The first successful use cases will be narrow and practical
The most effective humanoid robot deployments are likely to begin with narrow, high-value use cases rather than broad labor replacement. That may include specific logistics tasks, inspection roles, material handling, and support work in environments that are built for humans but need automation. The humanoid form factor matters most when it can work inside existing infrastructure without forcing expensive redesign.
This is the most commercially realistic path. Humanoid robots are more likely to win first where flexibility matters more than speed, and where compatibility matters more than raw throughput. They will not replace industrial robots in high-volume manufacturing. Instead, they may complement them by filling gaps that fixed automation cannot easily cover.
Industrial robots will continue to dominate repetitive production work. Humanoid robots may become valuable in the messy middle: the space between human labor and machine automation, where tasks are variable, environments are dynamic, and pure efficiency is not the only requirement.
Why the market should be viewed as a layered automation economy
The future of robotics is not a single market moving toward a single end state. It is a layered automation economy. At one layer, industrial robots will continue to support factories with speed, precision, and endurance. At another layer, humanoid robots will attempt to operate in human spaces with flexibility, mobility, and adaptive intelligence.

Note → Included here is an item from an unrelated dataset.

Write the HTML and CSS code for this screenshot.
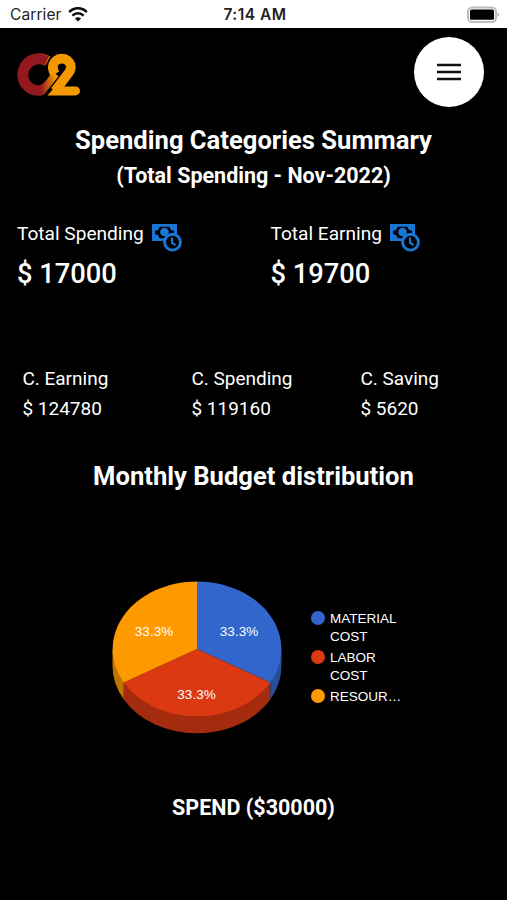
FILE: index.html
```html
<!DOCTYPE html>
<html lang="en">
<head>
    <meta charset="UTF-8">
    <meta name="viewport" content="width=device-width, initial-scale=1.0">
    <title>Spending Summary</title>
    <link rel="stylesheet" href="styles.css">
</head>
<body>
    <div class="status-bar">
        <div class="carrier">
            <span>Carrier</span>
            <svg class="wifi" viewBox="0 0 20 15" width="20" height="15">
                <path d="M1.2 5.2C6-.1 14-.1 18.8 5.2" fill="none" stroke="#111" stroke-width="2.6"/>
                <path d="M4.4 8.7c3.2-3.3 8-3.3 11.2 0" fill="none" stroke="#111" stroke-width="2.5"/>
                <path d="M10 14.6l-3.1-3.2c1.7-1.7 4.5-1.7 6.2 0z" fill="#111"/>
            </svg>
        </div>
        <div class="time">7:14 AM</div>
        <div class="battery-wrap">
            <svg class="battery" viewBox="0 0 34 18" width="34" height="18">
                <rect x="2" y="1.4" width="28" height="14.6" rx="4.2" fill="#fff" stroke="#bdbdbd" stroke-width="2"/>
                <rect x="4" y="3.6" width="24" height="10.2" rx="1.6" fill="#000"/>
                <path d="M31.6 6.6c1.8.7 1.8 3.5 0 4.2z" fill="#aaa"/>
            </svg>
        </div>
    </div>

    <header class="header">
        <svg class="logo" viewBox="0 0 66 46" width="66" height="46">
            <defs>
                <linearGradient id="ring" x1="22" y1="26" x2="40" y2="24" gradientUnits="userSpaceOnUse">
                    <stop offset="0.15" stop-color="#93191f"/>
                    <stop offset="1" stop-color="#f39800"/>
                </linearGradient>
            </defs>
            <path d="M33 9.500A16 16 0 1 0 23.500 38.500C32 38.500 35 31 42 23" fill="none" stroke="url(#ring)" stroke-width="10.500"/>
            <path d="M31.500 9A16 16 0 0 0 11 32.500" fill="none" stroke="#93191f" stroke-width="10.500"/>
            <path d="M38 16A9 9 0 0 1 47 5.500A9.300 9.300 0 0 1 54.500 20L39.500 39H50" fill="none" stroke="#000" stroke-width="12"/>
            <path d="M40 22C37.500 18 37.500 15 38.200 12.500A9.300 9.300 0 0 1 55.500 12.500Q56.500 17 54 20.500L40 39" fill="none" stroke="#f39800" stroke-width="9.600"/>
            <path d="M43 34.400H60.500a4.500 4.500 0 0 1 0 9H32.500L40 34.400z" fill="#f39800"/>
        </svg>
        <button class="menu-btn" aria-label="Menu">
            <svg viewBox="0 0 24 18" width="24" height="18">
                <path d="M0 2h24M0 9h24M0 16h24" stroke="#111" stroke-width="2.4"/>
            </svg>
        </button>
    </header>

    <svg class="sprite" width="0" height="0">
        <symbol id="money-clock" viewBox="0 0 30 28">
            <path fill="#1976d2" fill-rule="evenodd" d="M0 0h25v17H0zM7.500 2.800A4.500 4.500 0 0 1 3 6.800v3.400a4.500 4.500 0 0 1 4.500 4h10a4.500 4.500 0 0 1 4.500-4V6.800a4.500 4.500 0 0 1-4.500-4z"/>
            <circle cx="12.500" cy="8" r="4.300" fill="#1976d2"/>
            <circle cx="20.500" cy="18.200" r="7.900" fill="#000" stroke="#1976d2" stroke-width="2.900"/>
            <path d="M20 13.500v5.300l3.600 2.400" fill="none" stroke="#1976d2" stroke-width="2.200"/>
        </symbol>
    </svg>

    <main>
        <h1 class="title">Spending Categories Summary</h1>
        <h2 class="subtitle">(Total Spending - Nov-2022)</h2>

        <section class="totals">
            <div class="total">
                <div class="total-label">
                    <span>Total Spending</span>
                    <svg width="30" height="28"><use href="#money-clock"/></svg>
                </div>
                <div class="total-value">$ 17000</div>
            </div>
            <div class="total">
                <div class="total-label">
                    <span>Total Earning</span>
                    <svg width="30" height="28"><use href="#money-clock"/></svg>
                </div>
                <div class="total-value">$ 19700</div>
            </div>
        </section>

        <section class="cumulative">
            <div class="item">
                <p>C. Earning</p>
                <p>$ 124780</p>
            </div>
            <div class="item">
                <p>C. Spending</p>
                <p>$ 119160</p>
            </div>
            <div class="item">
                <p>C. Saving</p>
                <p>$ 5620</p>
            </div>
        </section>

        <h2 class="chart-title">Monthly Budget distribution</h2>

        <section class="chart">
            <svg class="pie" viewBox="0 0 170 153" width="170" height="153">
                <!-- sides -->
                <path d="M.5 68v17A84.500 67.500 0 0 0 11.800 118.500v-17z" fill="#bf7300"/>
                <path d="M169.500 68v17A84.500 67.500 0 0 1 158.200 118.500v-17z" fill="#264d99"/>
                <path d="M11.800 101.500v17A84.500 67.500 0 0 0 158.200 118.500v-17z" fill="#a52b0e"/>
                <!-- slices -->
                <path d="M85 68V.5A84.500 67.500 0 0 1 158.200 101.500z" fill="#3366cc"/>
                <path d="M85 68L158.200 101.500A84.500 67.500 0 0 1 11.800 101.500z" fill="#dc3912"/>
                <path d="M85 68L11.800 101.500A84.500 67.500 0 0 1 85 .5z" fill="#ff9900"/>
                <g class="pie-text">
                    <text x="127" y="54.500">33.3%</text>
                    <text x="84.500" y="117.500">33.3%</text>
                    <text x="42" y="54.500">33.3%</text>
                </g>
            </svg>
            <ul class="legend">
                <li><span class="dot blue"></span><span>MATERIAL<br>COST</span></li>
                <li><span class="dot red"></span><span>LABOR<br>COST</span></li>
                <li><span class="dot orange"></span><span>RESOUR…</span></li>
            </ul>
        </section>

        <h3 class="spend">SPEND ($30000)</h3>
    </main>
</body>
</html>
```
FILE: styles.css
```css
* {
    box-sizing: border-box;
}

body {
    margin: 0;
    height: 900px;
    overflow: hidden;
    background-color: #000;
    color: #fff;
    font-family: Roboto, sans-serif;
}

h1, h2, h3, p, ul {
    margin: 0;
    padding: 0;
}

.status-bar {
    display: grid;
    grid-template-columns: 1fr auto 1fr;
    align-items: center;
    height: 28px;
    padding: 1px 7px 0 10px;
    background-color: #fff;
    color: #222;
    font-family: Inter, sans-serif;
    font-size: 15.5px;
}

.carrier {
    display: flex;
    align-items: center;
    gap: 6px;
    letter-spacing: 0.1px;
}

.time {
    font-weight: 600;
    letter-spacing: 0.5px;
}

.battery-wrap {
    display: flex;
    justify-content: flex-end;
}

.header {
    display: flex;
    justify-content: space-between;
    align-items: flex-start;
    height: 92px;
    padding: 9px 23px 0 15px;
}

.logo {
    margin-top: 15px;
}

.menu-btn {
    display: flex;
    align-items: center;
    justify-content: center;
    width: 70px;
    height: 70px;
    padding: 0;
    border: none;
    border-radius: 50%;
    background-color: #fff;
}

.sprite {
    display: block;
}

.title,
.chart-title {
    font-size: 25.6px;
    line-height: 40px;
    font-weight: 700;
    text-align: center;
}

.subtitle {
    margin-top: 1px;
    font-size: 21.5px;
    line-height: 30px;
    font-weight: 700;
    text-align: center;
}

.totals {
    display: grid;
    grid-template-columns: 1fr 1fr;
    margin-top: 28px;
    padding-left: 17px;
    column-gap: 17px;
}

.total-label {
    display: flex;
    gap: 8px;
    height: 34px;
    font-size: 19.1px;
    line-height: 30px;
}

.total-label svg {
    margin-top: 5px;
}

.total-value {
    font-size: 27.3px;
    line-height: 42px;
    font-weight: 500;
}

.cumulative {
    display: grid;
    grid-template-columns: 169px 169px 1fr;
    margin-top: 69px;
    padding-left: 22.4px;
    font-size: 19px;
    line-height: 30px;
}

.chart-title {
    margin-top: 32px;
}

.chart {
    display: flex;
    align-items: flex-start;
    height: 200px;
    margin-top: 85px;
    padding-left: 112px;
}

.pie-text {
    fill: #fff;
    font-family: "Liberation Sans", Arial, sans-serif;
    font-size: 13.5px;
    text-anchor: middle;
}

.legend {
    display: flex;
    flex-direction: column;
    gap: 4px;
    margin: 29px 0 0 29px;
    list-style: none;
    font-family: "Liberation Sans", Arial, sans-serif;
    font-size: 13.5px;
    line-height: 17.5px;
}

.legend li {
    display: flex;
    gap: 5px;
}

.dot {
    width: 14px;
    height: 14px;
    margin-top: 1px;
    border-radius: 50%;
}

.blue {
    background-color: #3366cc;
}

.red {
    background-color: #dc3912;
}

.orange {
    background-color: #ff9900;
}

.spend {
    margin-top: 12px;
    font-size: 21.5px;
    line-height: 30px;
    font-weight: 700;
    text-align: center;
}
```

That layered structure is important because it changes how strategic decisions should be made. Businesses should not treat humanoid robots as a direct replacement for industrial systems. They should treat them as a different class of automation, one that may unlock new workflows rather than simply lowering the cost of old ones.
This perspective also explains why the market may develop more slowly than headlines suggest. The promise of humanoid robots is large, but the path to scale runs through reliability, safety, maintenance, component maturity, and economics. Those are difficult problems, and they do not disappear because a robot looks human-shaped.
Two robot categories, two industrial logics
Humanoid robots and industrial robots are often placed in the same conversation, but they belong to different automation logics. Industrial robots are optimized for repetition in controlled settings. Humanoid robots are designed for adaptability in human environments. One solves for efficiency. The other solves for compatibility.
That distinction will shape the robotics industry for years to come. Industrial robots are already embedded in modern manufacturing. Humanoid robots are still proving whether they can become a durable commercial platform. Their success will depend not on how closely they resemble people, but on whether they can create reliable value in environments built around people.
For RulerHub readers, the most important takeaway is simple: the future of robotics is not one technology replacing another. It is a widening divide between specialized automation and general-purpose physical intelligence. Understanding that divide is the first step to understanding where the next wave of industrial value will emerge.